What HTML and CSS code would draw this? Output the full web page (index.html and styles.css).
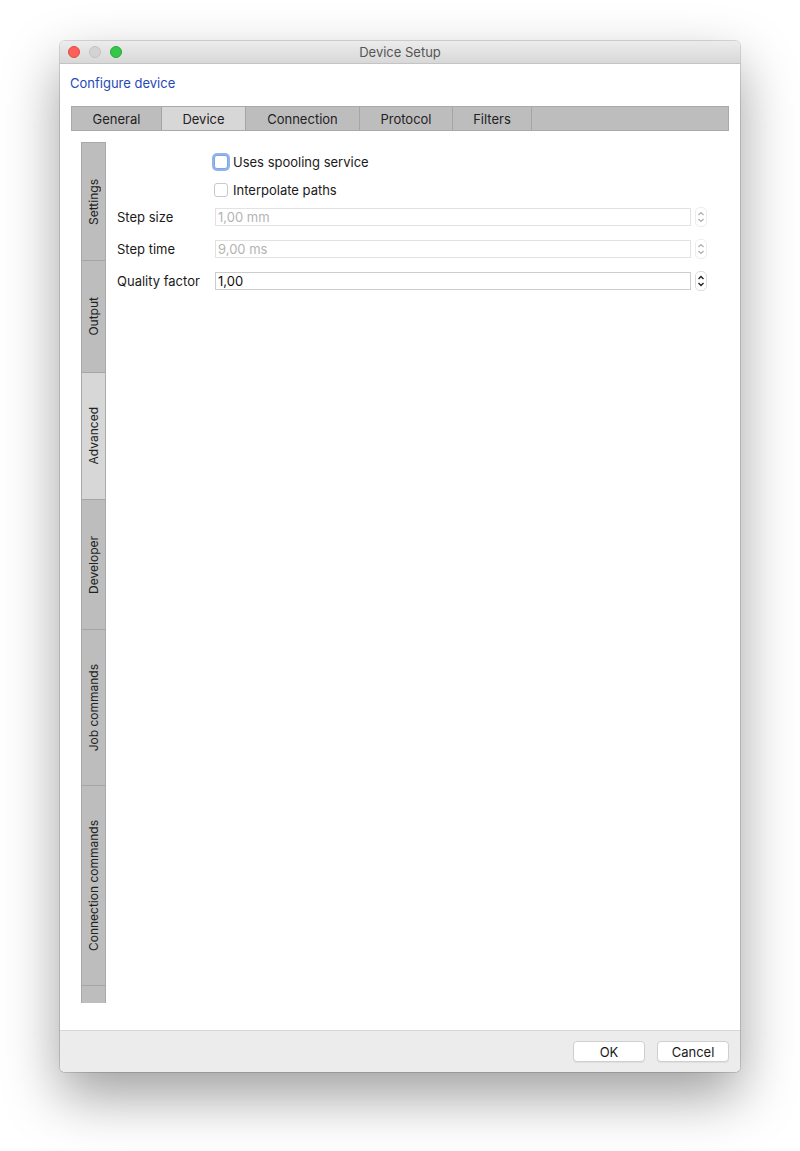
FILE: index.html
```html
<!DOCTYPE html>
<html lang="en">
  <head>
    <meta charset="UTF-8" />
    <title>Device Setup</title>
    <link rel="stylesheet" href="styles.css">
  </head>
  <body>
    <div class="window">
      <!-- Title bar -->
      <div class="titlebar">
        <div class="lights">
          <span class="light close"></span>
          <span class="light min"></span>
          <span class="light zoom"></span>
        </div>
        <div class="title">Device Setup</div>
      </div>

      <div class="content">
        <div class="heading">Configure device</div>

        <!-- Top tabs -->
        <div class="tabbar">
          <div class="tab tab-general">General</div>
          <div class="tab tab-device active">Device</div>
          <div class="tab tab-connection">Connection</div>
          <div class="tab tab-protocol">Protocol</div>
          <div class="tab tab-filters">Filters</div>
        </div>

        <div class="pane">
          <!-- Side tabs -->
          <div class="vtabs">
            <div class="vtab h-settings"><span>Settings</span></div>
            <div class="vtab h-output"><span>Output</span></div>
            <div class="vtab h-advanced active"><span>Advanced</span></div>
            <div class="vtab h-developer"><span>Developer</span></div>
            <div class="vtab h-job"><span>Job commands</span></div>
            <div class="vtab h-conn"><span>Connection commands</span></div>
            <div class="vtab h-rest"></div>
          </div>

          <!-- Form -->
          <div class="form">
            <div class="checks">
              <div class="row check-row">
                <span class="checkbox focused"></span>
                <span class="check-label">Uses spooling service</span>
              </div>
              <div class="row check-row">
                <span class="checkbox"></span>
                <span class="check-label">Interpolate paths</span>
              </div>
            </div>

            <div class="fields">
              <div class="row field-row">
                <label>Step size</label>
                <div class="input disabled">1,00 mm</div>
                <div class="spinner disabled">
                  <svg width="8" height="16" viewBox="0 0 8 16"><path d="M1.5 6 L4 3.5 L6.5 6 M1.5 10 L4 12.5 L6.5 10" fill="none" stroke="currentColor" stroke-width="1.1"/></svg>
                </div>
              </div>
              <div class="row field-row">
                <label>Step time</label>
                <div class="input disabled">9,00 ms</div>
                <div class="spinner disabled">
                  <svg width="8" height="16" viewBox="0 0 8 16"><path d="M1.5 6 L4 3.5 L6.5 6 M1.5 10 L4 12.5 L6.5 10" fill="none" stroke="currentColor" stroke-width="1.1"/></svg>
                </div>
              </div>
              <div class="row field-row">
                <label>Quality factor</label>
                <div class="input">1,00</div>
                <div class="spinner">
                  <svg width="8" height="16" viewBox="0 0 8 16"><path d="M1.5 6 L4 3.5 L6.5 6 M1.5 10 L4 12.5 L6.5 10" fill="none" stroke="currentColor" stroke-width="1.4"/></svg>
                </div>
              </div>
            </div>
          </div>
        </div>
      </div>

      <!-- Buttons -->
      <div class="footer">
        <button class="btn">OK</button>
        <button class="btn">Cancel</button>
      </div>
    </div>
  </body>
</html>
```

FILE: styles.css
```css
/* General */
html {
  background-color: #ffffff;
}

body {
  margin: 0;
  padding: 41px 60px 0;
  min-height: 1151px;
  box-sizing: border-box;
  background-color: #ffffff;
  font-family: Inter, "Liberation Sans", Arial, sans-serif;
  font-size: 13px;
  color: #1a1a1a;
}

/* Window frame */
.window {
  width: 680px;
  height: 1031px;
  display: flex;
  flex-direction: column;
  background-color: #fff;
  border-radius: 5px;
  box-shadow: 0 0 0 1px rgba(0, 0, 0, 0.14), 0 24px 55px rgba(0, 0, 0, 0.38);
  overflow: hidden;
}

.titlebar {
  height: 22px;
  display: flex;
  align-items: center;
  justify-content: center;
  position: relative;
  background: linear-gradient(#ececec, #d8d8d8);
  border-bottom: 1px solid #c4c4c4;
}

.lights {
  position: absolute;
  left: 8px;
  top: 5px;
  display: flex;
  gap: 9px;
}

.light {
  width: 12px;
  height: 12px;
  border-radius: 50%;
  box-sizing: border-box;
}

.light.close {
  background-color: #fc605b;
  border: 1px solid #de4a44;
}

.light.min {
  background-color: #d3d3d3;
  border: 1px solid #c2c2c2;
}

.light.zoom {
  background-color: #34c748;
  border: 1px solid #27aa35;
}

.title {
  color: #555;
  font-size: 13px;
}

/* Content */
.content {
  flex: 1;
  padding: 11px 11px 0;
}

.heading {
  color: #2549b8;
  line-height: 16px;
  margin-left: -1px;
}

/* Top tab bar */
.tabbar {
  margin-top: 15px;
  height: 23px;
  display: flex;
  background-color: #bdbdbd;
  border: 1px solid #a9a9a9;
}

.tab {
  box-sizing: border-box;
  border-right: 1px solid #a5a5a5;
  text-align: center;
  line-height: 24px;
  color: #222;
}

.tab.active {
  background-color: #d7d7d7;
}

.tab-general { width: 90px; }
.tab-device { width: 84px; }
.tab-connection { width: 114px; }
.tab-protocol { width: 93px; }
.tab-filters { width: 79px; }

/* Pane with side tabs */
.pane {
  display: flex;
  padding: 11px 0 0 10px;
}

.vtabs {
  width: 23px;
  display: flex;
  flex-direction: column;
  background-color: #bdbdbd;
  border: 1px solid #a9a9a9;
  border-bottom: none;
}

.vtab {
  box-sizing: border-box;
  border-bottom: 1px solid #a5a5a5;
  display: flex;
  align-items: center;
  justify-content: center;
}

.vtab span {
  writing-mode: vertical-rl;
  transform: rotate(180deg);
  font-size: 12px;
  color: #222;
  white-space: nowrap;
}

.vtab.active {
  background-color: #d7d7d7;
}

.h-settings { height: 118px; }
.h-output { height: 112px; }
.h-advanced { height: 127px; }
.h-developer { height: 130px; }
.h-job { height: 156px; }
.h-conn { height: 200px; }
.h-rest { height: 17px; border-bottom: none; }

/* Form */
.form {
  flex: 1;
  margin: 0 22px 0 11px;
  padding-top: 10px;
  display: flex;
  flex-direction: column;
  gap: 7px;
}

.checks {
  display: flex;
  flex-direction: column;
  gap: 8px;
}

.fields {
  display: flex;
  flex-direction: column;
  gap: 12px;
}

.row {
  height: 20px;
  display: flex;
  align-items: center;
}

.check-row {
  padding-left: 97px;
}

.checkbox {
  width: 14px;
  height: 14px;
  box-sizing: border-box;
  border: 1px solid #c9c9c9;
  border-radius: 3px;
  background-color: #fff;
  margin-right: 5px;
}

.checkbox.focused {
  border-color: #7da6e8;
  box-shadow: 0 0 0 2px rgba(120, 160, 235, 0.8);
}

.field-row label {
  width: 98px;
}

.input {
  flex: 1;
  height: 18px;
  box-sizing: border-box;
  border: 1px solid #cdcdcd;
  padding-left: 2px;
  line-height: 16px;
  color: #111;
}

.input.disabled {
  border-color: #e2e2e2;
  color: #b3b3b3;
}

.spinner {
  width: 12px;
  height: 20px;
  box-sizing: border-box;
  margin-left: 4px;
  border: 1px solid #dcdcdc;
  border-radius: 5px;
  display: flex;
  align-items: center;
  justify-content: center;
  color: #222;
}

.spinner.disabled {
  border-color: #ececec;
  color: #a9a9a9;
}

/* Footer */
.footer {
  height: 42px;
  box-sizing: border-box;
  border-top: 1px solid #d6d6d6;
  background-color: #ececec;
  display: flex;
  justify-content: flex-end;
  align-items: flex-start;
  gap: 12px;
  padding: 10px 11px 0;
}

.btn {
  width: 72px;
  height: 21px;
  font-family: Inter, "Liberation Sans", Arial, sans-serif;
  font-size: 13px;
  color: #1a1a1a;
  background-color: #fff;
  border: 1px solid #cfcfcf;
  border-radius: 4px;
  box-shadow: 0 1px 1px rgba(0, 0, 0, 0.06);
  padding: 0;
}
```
++++++
**Brief:** Copy each line above precisely, dropping the pictures.

**Problem solution:**
What HTML and CSS code would draw this? Output the full web page (index.html and styles.css).
FILE: index.html
```html
<!DOCTYPE html>
<html lang="en">
  <head>
    <meta charset="UTF-8" />
    <title>Device Setup</title>
    <link rel="stylesheet" href="styles.css">
  </head>
  <body>
    <div class="window">
      <!-- Title bar -->
      <div class="titlebar">
        <div class="lights">
          <span class="light close"></span>
          <span class="light min"></span>
          <span class="light zoom"></span>
        </div>
        <div class="title">Device Setup</div>
      </div>

      <div class="content">
        <div class="heading">Configure device</div>

        <!-- Top tabs -->
        <div class="tabbar">
          <div class="tab tab-general">General</div>
          <div class="tab tab-device active">Device</div>
          <div class="tab tab-connection">Connection</div>
          <div class="tab tab-protocol">Protocol</div>
          <div class="tab tab-filters">Filters</div>
        </div>

        <div class="pane">
          <!-- Side tabs -->
          <div class="vtabs">
            <div class="vtab h-settings"><span>Settings</span></div>
            <div class="vtab h-output"><span>Output</span></div>
            <div class="vtab h-advanced active"><span>Advanced</span></div>
            <div class="vtab h-developer"><span>Developer</span></div>
            <div class="vtab h-job"><span>Job commands</span></div>
            <div class="vtab h-conn"><span>Connection commands</span></div>
            <div class="vtab h-rest"></div>
          </div>

          <!-- Form -->
          <div class="form">
            <div class="checks">
              <div class="row check-row">
                <span class="checkbox focused"></span>
                <span class="check-label">Uses spooling service</span>
              </div>
              <div class="row check-row">
                <span class="checkbox"></span>
                <span class="check-label">Interpolate paths</span>
              </div>
            </div>

            <div class="fields">
              <div class="row field-row">
                <label>Step size</label>
                <div class="input disabled">1,00 mm</div>
                <div class="spinner disabled">
                  <svg width="8" height="16" viewBox="0 0 8 16"><path d="M1.5 6 L4 3.5 L6.5 6 M1.5 10 L4 12.5 L6.5 10" fill="none" stroke="currentColor" stroke-width="1.1"/></svg>
                </div>
              </div>
              <div class="row field-row">
                <label>Step time</label>
                <div class="input disabled">9,00 ms</div>
                <div class="spinner disabled">
                  <svg width="8" height="16" viewBox="0 0 8 16"><path d="M1.5 6 L4 3.5 L6.5 6 M1.5 10 L4 12.5 L6.5 10" fill="none" stroke="currentColor" stroke-width="1.1"/></svg>
                </div>
              </div>
              <div class="row field-row">
                <label>Quality factor</label>
                <div class="input">1,00</div>
                <div class="spinner">
                  <svg width="8" height="16" viewBox="0 0 8 16"><path d="M1.5 6 L4 3.5 L6.5 6 M1.5 10 L4 12.5 L6.5 10" fill="none" stroke="currentColor" stroke-width="1.4"/></svg>
                </div>
              </div>
            </div>
          </div>
        </div>
      </div>

      <!-- Buttons -->
      <div class="footer">
        <button class="btn">OK</button>
        <button class="btn">Cancel</button>
      </div>
    </div>
  </body>
</html>
```

FILE: styles.css
```css
/* General */
html {
  background-color: #ffffff;
}

body {
  margin: 0;
  padding: 41px 60px 0;
  min-height: 1151px;
  box-sizing: border-box;
  background-color: #ffffff;
  font-family: Inter, "Liberation Sans", Arial, sans-serif;
  font-size: 13px;
  color: #1a1a1a;
}

/* Window frame */
.window {
  width: 680px;
  height: 1031px;
  display: flex;
  flex-direction: column;
  background-color: #fff;
  border-radius: 5px;
  box-shadow: 0 0 0 1px rgba(0, 0, 0, 0.14), 0 24px 55px rgba(0, 0, 0, 0.38);
  overflow: hidden;
}

.titlebar {
  height: 22px;
  display: flex;
  align-items: center;
  justify-content: center;
  position: relative;
  background: linear-gradient(#ececec, #d8d8d8);
  border-bottom: 1px solid #c4c4c4;
}

.lights {
  position: absolute;
  left: 8px;
  top: 5px;
  display: flex;
  gap: 9px;
}

.light {
  width: 12px;
  height: 12px;
  border-radius: 50%;
  box-sizing: border-box;
}

.light.close {
  background-color: #fc605b;
  border: 1px solid #de4a44;
}

.light.min {
  background-color: #d3d3d3;
  border: 1px solid #c2c2c2;
}

.light.zoom {
  background-color: #34c748;
  border: 1px solid #27aa35;
}

.title {
  color: #555;
  font-size: 13px;
}

/* Content */
.content {
  flex: 1;
  padding: 11px 11px 0;
}

.heading {
  color: #2549b8;
  line-height: 16px;
  margin-left: -1px;
}

/* Top tab bar */
.tabbar {
  margin-top: 15px;
  height: 23px;
  display: flex;
  background-color: #bdbdbd;
  border: 1px solid #a9a9a9;
}

.tab {
  box-sizing: border-box;
  border-right: 1px solid #a5a5a5;
  text-align: center;
  line-height: 24px;
  color: #222;
}

.tab.active {
  background-color: #d7d7d7;
}

.tab-general { width: 90px; }
.tab-device { width: 84px; }
.tab-connection { width: 114px; }
.tab-protocol { width: 93px; }
.tab-filters { width: 79px; }

/* Pane with side tabs */
.pane {
  display: flex;
  padding: 11px 0 0 10px;
}

.vtabs {
  width: 23px;
  display: flex;
  flex-direction: column;
  background-color: #bdbdbd;
  border: 1px solid #a9a9a9;
  border-bottom: none;
}

.vtab {
  box-sizing: border-box;
  border-bottom: 1px solid #a5a5a5;
  display: flex;
  align-items: center;
  justify-content: center;
}

.vtab span {
  writing-mode: vertical-rl;
  transform: rotate(180deg);
  font-size: 12px;
  color: #222;
  white-space: nowrap;
}

.vtab.active {
  background-color: #d7d7d7;
}

.h-settings { height: 118px; }
.h-output { height: 112px; }
.h-advanced { height: 127px; }
.h-developer { height: 130px; }
.h-job { height: 156px; }
.h-conn { height: 200px; }
.h-rest { height: 17px; border-bottom: none; }

/* Form */
.form {
  flex: 1;
  margin: 0 22px 0 11px;
  padding-top: 10px;
  display: flex;
  flex-direction: column;
  gap: 7px;
}

.checks {
  display: flex;
  flex-direction: column;
  gap: 8px;
}

.fields {
  display: flex;
  flex-direction: column;
  gap: 12px;
}

.row {
  height: 20px;
  display: flex;
  align-items: center;
}

.check-row {
  padding-left: 97px;
}

.checkbox {
  width: 14px;
  height: 14px;
  box-sizing: border-box;
  border: 1px solid #c9c9c9;
  border-radius: 3px;
  background-color: #fff;
  margin-right: 5px;
}

.checkbox.focused {
  border-color: #7da6e8;
  box-shadow: 0 0 0 2px rgba(120, 160, 235, 0.8);
}

.field-row label {
  width: 98px;
}

.input {
  flex: 1;
  height: 18px;
  box-sizing: border-box;
  border: 1px solid #cdcdcd;
  padding-left: 2px;
  line-height: 16px;
  color: #111;
}

.input.disabled {
  border-color: #e2e2e2;
  color: #b3b3b3;
}

.spinner {
  width: 12px;
  height: 20px;
  box-sizing: border-box;
  margin-left: 4px;
  border: 1px solid #dcdcdc;
  border-radius: 5px;
  display: flex;
  align-items: center;
  justify-content: center;
  color: #222;
}

.spinner.disabled {
  border-color: #ececec;
  color: #a9a9a9;
}

/* Footer */
.footer {
  height: 42px;
  box-sizing: border-box;
  border-top: 1px solid #d6d6d6;
  background-color: #ececec;
  display: flex;
  justify-content: flex-end;
  align-items: flex-start;
  gap: 12px;
  padding: 10px 11px 0;
}

.btn {
  width: 72px;
  height: 21px;
  font-family: Inter, "Liberation Sans", Arial, sans-serif;
  font-size: 13px;
  color: #1a1a1a;
  background-color: #fff;
  border: 1px solid #cfcfcf;
  border-radius: 4px;
  box-shadow: 0 1px 1px rgba(0, 0, 0, 0.06);
  padding: 0;
}
```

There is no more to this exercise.